Hollow Co3O4 Nanosphere Embedded in Carbon Arrays for Stable and Flexible Solid-State Zinc-Air Batteries

Highly active and durable air cathodes to catalyze both the oxygen evolution reaction (OER) and oxygen reduction reaction (ORR) are urgently required for rechargeable metal-air batteries. In this work, an efficient bifunctional oxygen catalyst comprising hollow Co3O4 nanospheres embedded in nitrogen-doped carbon nanowall arrays on flexible carbon cloth (NC-Co3O4/CC) is reported. The hierarchical structure is facilely derived from a metal-organic framework precursor.
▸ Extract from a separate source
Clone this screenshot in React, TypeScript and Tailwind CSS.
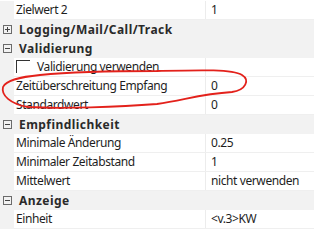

A carbon onion coating constrains the Kirkendall effect to promote the conversion of the Co nanoparticles into irregular hollow oxide nanospheres with a fine scale nanograin structure, which enables promising catalytic properties toward both OER and ORR. The integrated NC-Co3O4/CC can be used as an additive-free air cathode for flexible all-solid-state zinc-air batteries, which present high open circuit potential (1.44 V), high capacity (387.2 mAh g(-1), based on the total mass of Zn and catalysts), excellent cycling stability and mechanical flexibility, significantly outperforming Pt- and Ir-based zinc-air batteries.